[Exercise objective]
Copy out every record below exactly as written, but leave out any pictures.

Records with interface code:
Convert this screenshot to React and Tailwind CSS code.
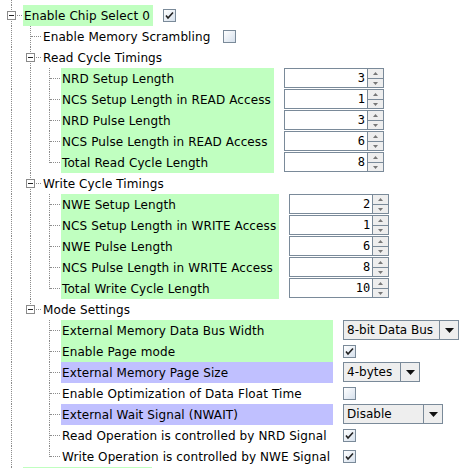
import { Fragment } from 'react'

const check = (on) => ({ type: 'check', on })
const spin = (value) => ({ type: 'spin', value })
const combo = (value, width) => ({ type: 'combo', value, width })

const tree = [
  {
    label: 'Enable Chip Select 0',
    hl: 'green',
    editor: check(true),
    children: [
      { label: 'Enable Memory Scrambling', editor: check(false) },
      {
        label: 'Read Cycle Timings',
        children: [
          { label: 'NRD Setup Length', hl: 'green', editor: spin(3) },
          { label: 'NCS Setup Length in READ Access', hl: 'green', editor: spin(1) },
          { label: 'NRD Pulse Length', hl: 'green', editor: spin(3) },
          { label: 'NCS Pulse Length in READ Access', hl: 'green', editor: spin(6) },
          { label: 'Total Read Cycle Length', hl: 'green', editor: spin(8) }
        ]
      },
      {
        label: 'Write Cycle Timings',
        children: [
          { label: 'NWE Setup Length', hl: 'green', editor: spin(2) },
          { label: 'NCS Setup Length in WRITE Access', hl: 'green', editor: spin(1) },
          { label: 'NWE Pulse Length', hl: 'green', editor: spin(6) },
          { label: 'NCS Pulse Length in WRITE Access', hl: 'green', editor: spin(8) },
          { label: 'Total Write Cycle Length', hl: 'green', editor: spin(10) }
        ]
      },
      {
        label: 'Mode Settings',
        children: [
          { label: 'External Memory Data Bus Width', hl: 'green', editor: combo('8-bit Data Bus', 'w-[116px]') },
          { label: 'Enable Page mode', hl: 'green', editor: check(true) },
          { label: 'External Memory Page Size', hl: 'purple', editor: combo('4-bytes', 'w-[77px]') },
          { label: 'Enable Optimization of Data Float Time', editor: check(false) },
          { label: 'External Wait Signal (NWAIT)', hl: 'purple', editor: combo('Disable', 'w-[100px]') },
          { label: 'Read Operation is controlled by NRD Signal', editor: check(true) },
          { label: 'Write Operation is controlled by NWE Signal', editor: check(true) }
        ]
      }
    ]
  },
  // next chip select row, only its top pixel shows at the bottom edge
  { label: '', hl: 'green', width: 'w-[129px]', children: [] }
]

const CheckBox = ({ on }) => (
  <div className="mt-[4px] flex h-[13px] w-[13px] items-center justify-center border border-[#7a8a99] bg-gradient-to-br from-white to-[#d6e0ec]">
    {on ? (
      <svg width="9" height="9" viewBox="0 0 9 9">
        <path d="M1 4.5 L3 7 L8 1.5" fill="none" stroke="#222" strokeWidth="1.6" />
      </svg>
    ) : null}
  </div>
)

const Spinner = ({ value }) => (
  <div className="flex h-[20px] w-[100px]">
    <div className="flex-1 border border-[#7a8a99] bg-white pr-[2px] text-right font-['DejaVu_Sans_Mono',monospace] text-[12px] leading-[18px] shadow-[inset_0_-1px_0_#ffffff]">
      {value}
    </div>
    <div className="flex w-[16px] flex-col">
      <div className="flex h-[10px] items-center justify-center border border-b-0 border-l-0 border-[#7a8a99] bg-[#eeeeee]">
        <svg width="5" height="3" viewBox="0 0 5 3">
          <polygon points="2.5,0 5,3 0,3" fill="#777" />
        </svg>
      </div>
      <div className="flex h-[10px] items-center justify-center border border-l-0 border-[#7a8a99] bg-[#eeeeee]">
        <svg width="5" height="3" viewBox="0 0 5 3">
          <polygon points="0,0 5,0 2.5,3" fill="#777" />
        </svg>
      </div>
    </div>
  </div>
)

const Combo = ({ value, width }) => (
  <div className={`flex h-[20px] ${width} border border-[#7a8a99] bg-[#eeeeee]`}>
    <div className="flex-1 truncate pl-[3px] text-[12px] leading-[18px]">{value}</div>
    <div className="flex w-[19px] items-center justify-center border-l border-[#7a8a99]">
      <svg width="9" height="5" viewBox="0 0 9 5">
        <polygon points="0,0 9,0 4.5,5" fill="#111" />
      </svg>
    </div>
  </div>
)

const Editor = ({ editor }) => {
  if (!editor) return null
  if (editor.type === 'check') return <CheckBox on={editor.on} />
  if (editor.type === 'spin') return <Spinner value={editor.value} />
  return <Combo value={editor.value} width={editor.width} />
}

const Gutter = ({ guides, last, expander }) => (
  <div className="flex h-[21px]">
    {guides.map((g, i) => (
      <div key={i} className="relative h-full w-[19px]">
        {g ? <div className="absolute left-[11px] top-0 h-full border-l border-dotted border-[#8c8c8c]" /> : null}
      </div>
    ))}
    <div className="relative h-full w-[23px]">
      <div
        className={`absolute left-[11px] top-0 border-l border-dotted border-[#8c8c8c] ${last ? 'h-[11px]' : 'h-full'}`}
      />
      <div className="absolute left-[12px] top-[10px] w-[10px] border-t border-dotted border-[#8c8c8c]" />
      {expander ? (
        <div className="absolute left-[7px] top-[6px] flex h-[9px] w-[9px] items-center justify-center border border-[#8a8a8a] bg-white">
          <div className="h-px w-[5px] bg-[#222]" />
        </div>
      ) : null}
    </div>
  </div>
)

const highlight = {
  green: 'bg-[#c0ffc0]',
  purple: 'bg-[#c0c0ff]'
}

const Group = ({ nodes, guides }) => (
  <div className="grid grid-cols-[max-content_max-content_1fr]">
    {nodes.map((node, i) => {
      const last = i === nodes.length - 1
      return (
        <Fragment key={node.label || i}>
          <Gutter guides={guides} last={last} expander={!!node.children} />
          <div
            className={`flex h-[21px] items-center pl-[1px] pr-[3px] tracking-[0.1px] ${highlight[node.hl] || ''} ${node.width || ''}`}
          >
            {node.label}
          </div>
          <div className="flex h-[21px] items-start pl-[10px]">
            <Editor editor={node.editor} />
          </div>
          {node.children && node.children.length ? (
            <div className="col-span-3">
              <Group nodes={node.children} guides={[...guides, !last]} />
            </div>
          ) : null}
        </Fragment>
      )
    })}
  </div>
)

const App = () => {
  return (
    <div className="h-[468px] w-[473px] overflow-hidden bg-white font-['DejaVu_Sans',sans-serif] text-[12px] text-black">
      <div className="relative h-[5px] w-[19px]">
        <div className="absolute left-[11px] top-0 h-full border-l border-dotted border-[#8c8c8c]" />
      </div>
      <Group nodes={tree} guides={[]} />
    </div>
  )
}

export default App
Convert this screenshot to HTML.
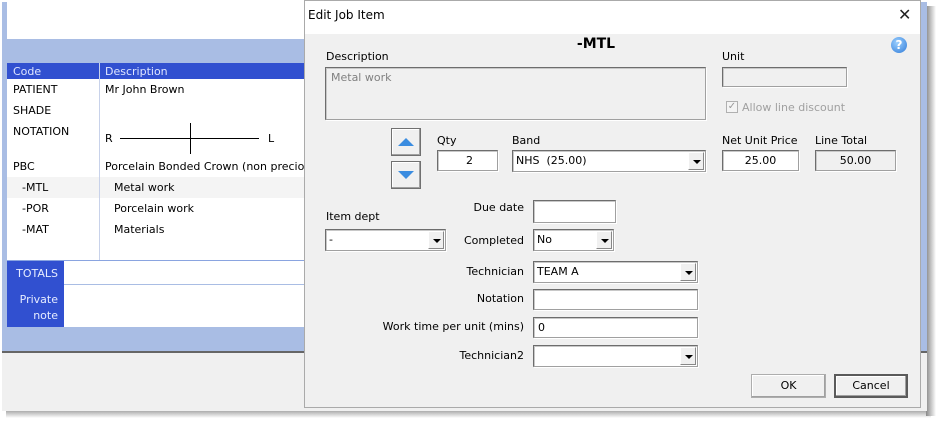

[Result below]
Convert this screenshot to React and Tailwind CSS code.
import { Fragment } from 'react'

const check = (on) => ({ type: 'check', on })
const spin = (value) => ({ type: 'spin', value })
const combo = (value, width) => ({ type: 'combo', value, width })

const tree = [
  {
    label: 'Enable Chip Select 0',
    hl: 'green',
    editor: check(true),
    children: [
      { label: 'Enable Memory Scrambling', editor: check(false) },
      {
        label: 'Read Cycle Timings',
        children: [
          { label: 'NRD Setup Length', hl: 'green', editor: spin(3) },
          { label: 'NCS Setup Length in READ Access', hl: 'green', editor: spin(1) },
          { label: 'NRD Pulse Length', hl: 'green', editor: spin(3) },
          { label: 'NCS Pulse Length in READ Access', hl: 'green', editor: spin(6) },
          { label: 'Total Read Cycle Length', hl: 'green', editor: spin(8) }
        ]
      },
      {
        label: 'Write Cycle Timings',
        children: [
          { label: 'NWE Setup Length', hl: 'green', editor: spin(2) },
          { label: 'NCS Setup Length in WRITE Access', hl: 'green', editor: spin(1) },
          { label: 'NWE Pulse Length', hl: 'green', editor: spin(6) },
          { label: 'NCS Pulse Length in WRITE Access', hl: 'green', editor: spin(8) },
          { label: 'Total Write Cycle Length', hl: 'green', editor: spin(10) }
        ]
      },
      {
        label: 'Mode Settings',
        children: [
          { label: 'External Memory Data Bus Width', hl: 'green', editor: combo('8-bit Data Bus', 'w-[116px]') },
          { label: 'Enable Page mode', hl: 'green', editor: check(true) },
          { label: 'External Memory Page Size', hl: 'purple', editor: combo('4-bytes', 'w-[77px]') },
          { label: 'Enable Optimization of Data Float Time', editor: check(false) },
          { label: 'External Wait Signal (NWAIT)', hl: 'purple', editor: combo('Disable', 'w-[100px]') },
          { label: 'Read Operation is controlled by NRD Signal', editor: check(true) },
          { label: 'Write Operation is controlled by NWE Signal', editor: check(true) }
        ]
      }
    ]
  },
  // next chip select row, only its top pixel shows at the bottom edge
  { label: '', hl: 'green', width: 'w-[129px]', children: [] }
]

const CheckBox = ({ on }) => (
  <div className="mt-[4px] flex h-[13px] w-[13px] items-center justify-center border border-[#7a8a99] bg-gradient-to-br from-white to-[#d6e0ec]">
    {on ? (
      <svg width="9" height="9" viewBox="0 0 9 9">
        <path d="M1 4.5 L3 7 L8 1.5" fill="none" stroke="#222" strokeWidth="1.6" />
      </svg>
    ) : null}
  </div>
)

const Spinner = ({ value }) => (
  <div className="flex h-[20px] w-[100px]">
    <div className="flex-1 border border-[#7a8a99] bg-white pr-[2px] text-right font-['DejaVu_Sans_Mono',monospace] text-[12px] leading-[18px] shadow-[inset_0_-1px_0_#ffffff]">
      {value}
    </div>
    <div className="flex w-[16px] flex-col">
      <div className="flex h-[10px] items-center justify-center border border-b-0 border-l-0 border-[#7a8a99] bg-[#eeeeee]">
        <svg width="5" height="3" viewBox="0 0 5 3">
          <polygon points="2.5,0 5,3 0,3" fill="#777" />
        </svg>
      </div>
      <div className="flex h-[10px] items-center justify-center border border-l-0 border-[#7a8a99] bg-[#eeeeee]">
        <svg width="5" height="3" viewBox="0 0 5 3">
          <polygon points="0,0 5,0 2.5,3" fill="#777" />
        </svg>
      </div>
    </div>
  </div>
)

const Combo = ({ value, width }) => (
  <div className={`flex h-[20px] ${width} border border-[#7a8a99] bg-[#eeeeee]`}>
    <div className="flex-1 truncate pl-[3px] text-[12px] leading-[18px]">{value}</div>
    <div className="flex w-[19px] items-center justify-center border-l border-[#7a8a99]">
      <svg width="9" height="5" viewBox="0 0 9 5">
        <polygon points="0,0 9,0 4.5,5" fill="#111" />
      </svg>
    </div>
  </div>
)

const Editor = ({ editor }) => {
  if (!editor) return null
  if (editor.type === 'check') return <CheckBox on={editor.on} />
  if (editor.type === 'spin') return <Spinner value={editor.value} />
  return <Combo value={editor.value} width={editor.width} />
}

const Gutter = ({ guides, last, expander }) => (
  <div className="flex h-[21px]">
    {guides.map((g, i) => (
      <div key={i} className="relative h-full w-[19px]">
        {g ? <div className="absolute left-[11px] top-0 h-full border-l border-dotted border-[#8c8c8c]" /> : null}
      </div>
    ))}
    <div className="relative h-full w-[23px]">
      <div
        className={`absolute left-[11px] top-0 border-l border-dotted border-[#8c8c8c] ${last ? 'h-[11px]' : 'h-full'}`}
      />
      <div className="absolute left-[12px] top-[10px] w-[10px] border-t border-dotted border-[#8c8c8c]" />
      {expander ? (
        <div className="absolute left-[7px] top-[6px] flex h-[9px] w-[9px] items-center justify-center border border-[#8a8a8a] bg-white">
          <div className="h-px w-[5px] bg-[#222]" />
        </div>
      ) : null}
    </div>
  </div>
)

const highlight = {
  green: 'bg-[#c0ffc0]',
  purple: 'bg-[#c0c0ff]'
}

const Group = ({ nodes, guides }) => (
  <div className="grid grid-cols-[max-content_max-content_1fr]">
    {nodes.map((node, i) => {
      const last = i === nodes.length - 1
      return (
        <Fragment key={node.label || i}>
          <Gutter guides={guides} last={last} expander={!!node.children} />
          <div
            className={`flex h-[21px] items-center pl-[1px] pr-[3px] tracking-[0.1px] ${highlight[node.hl] || ''} ${node.width || ''}`}
          >
            {node.label}
          </div>
          <div className="flex h-[21px] items-start pl-[10px]">
            <Editor editor={node.editor} />
          </div>
          {node.children && node.children.length ? (
            <div className="col-span-3">
              <Group nodes={node.children} guides={[...guides, !last]} />
            </div>
          ) : null}
        </Fragment>
      )
    })}
  </div>
)

const App = () => {
  return (
    <div className="h-[468px] w-[473px] overflow-hidden bg-white font-['DejaVu_Sans',sans-serif] text-[12px] text-black">
      <div className="relative h-[5px] w-[19px]">
        <div className="absolute left-[11px] top-0 h-full border-l border-dotted border-[#8c8c8c]" />
      </div>
      <Group nodes={tree} guides={[]} />
    </div>
  )
}

export default App
Convert this screenshot to HTML.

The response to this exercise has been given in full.